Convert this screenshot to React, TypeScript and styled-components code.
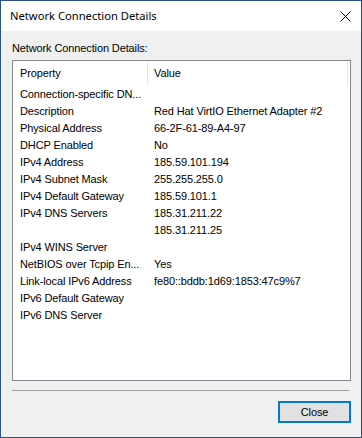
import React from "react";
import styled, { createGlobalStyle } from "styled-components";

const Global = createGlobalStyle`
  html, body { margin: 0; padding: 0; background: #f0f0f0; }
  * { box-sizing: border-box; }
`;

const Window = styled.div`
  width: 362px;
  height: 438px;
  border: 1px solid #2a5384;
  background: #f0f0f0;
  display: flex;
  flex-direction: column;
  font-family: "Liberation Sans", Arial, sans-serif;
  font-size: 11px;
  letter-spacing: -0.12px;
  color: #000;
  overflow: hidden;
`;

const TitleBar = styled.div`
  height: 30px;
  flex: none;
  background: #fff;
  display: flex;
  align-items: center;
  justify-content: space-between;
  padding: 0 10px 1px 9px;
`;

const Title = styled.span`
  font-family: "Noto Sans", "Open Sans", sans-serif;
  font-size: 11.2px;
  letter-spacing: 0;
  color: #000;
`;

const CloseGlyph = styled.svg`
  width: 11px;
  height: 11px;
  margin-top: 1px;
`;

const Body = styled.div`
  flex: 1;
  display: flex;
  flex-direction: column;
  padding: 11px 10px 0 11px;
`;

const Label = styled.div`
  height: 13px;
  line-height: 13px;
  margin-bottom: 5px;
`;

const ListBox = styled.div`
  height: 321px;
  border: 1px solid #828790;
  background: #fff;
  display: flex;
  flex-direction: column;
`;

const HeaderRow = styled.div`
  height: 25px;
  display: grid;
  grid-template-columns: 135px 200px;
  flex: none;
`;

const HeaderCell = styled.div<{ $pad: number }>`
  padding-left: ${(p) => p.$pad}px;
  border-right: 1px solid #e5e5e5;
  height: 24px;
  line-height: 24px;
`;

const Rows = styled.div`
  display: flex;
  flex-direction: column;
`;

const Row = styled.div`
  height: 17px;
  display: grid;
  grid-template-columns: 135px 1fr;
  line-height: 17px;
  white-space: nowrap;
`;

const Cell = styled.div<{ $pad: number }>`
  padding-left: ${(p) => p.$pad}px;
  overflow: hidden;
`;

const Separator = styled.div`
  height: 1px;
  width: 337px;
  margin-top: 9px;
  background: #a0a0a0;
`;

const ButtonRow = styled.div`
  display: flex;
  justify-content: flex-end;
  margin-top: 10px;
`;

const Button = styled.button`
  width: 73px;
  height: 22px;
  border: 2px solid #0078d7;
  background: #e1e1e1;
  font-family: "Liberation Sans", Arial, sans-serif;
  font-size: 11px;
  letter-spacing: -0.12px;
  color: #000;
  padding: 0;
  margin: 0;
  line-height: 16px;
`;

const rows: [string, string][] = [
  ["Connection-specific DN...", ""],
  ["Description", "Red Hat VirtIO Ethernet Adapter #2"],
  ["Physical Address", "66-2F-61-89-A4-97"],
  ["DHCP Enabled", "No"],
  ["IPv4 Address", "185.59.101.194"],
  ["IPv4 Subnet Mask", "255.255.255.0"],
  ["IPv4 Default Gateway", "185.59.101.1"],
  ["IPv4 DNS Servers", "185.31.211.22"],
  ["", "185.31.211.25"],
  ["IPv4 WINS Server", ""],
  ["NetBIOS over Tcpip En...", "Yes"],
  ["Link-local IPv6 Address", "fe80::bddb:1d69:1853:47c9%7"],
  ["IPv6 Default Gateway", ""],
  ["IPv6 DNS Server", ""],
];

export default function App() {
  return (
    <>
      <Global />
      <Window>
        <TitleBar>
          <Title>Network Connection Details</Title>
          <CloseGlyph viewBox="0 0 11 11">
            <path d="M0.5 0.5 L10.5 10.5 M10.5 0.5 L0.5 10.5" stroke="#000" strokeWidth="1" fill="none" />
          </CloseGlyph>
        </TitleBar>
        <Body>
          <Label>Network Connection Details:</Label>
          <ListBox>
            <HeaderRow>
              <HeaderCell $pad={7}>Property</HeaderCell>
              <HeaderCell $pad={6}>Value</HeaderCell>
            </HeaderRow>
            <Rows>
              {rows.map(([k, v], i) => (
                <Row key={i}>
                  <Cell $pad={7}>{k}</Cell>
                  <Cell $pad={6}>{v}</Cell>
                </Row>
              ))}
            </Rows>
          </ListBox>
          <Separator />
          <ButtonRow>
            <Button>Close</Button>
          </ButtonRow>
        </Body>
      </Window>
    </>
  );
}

⁂

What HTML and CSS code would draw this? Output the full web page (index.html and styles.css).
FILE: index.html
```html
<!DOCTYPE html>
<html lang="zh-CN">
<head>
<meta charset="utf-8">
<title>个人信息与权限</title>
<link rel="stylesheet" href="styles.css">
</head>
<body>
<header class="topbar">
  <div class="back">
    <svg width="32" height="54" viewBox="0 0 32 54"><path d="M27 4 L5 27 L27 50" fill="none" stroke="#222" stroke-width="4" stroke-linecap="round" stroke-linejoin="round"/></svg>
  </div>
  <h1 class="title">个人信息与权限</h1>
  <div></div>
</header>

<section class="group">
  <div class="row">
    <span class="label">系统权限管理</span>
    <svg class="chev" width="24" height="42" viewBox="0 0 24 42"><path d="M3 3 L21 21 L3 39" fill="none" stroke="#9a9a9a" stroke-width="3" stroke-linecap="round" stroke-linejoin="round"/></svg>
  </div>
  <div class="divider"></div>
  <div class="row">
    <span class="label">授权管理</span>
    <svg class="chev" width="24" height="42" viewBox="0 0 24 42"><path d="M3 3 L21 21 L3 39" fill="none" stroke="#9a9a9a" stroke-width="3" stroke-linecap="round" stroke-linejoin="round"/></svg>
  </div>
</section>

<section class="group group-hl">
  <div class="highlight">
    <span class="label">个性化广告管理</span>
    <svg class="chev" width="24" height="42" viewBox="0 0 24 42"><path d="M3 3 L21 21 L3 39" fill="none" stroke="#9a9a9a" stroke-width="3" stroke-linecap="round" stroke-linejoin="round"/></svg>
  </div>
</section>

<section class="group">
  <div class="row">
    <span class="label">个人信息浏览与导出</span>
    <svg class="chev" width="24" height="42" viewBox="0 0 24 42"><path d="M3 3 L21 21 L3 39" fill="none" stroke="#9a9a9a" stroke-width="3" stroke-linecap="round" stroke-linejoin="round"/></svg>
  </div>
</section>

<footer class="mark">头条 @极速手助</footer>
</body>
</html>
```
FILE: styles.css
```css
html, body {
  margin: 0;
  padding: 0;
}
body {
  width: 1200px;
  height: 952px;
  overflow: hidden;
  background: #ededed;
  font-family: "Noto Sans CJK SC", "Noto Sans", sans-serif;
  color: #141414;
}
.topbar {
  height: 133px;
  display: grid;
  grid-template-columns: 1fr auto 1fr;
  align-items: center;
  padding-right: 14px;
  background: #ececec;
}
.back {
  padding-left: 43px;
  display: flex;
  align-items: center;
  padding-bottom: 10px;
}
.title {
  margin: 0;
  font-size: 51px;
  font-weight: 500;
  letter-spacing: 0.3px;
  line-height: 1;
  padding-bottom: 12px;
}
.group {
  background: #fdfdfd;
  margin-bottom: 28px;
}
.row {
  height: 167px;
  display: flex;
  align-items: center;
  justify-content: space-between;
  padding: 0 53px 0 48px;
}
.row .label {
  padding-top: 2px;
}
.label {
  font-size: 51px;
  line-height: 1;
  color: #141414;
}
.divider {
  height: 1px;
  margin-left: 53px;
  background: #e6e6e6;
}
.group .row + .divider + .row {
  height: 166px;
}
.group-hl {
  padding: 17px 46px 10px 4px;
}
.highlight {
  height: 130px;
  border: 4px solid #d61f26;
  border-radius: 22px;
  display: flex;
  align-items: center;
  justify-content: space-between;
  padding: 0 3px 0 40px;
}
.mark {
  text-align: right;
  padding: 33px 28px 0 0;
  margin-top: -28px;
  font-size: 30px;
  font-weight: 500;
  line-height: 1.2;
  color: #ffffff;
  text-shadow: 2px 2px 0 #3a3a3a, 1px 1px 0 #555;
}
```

⁂

Which lines contain the word "this"? Copy each one.

Problem solution |
Convert this screenshot to React, TypeScript and styled-components code.
What HTML and CSS code would draw this? Output the full web page (index.html and styles.css).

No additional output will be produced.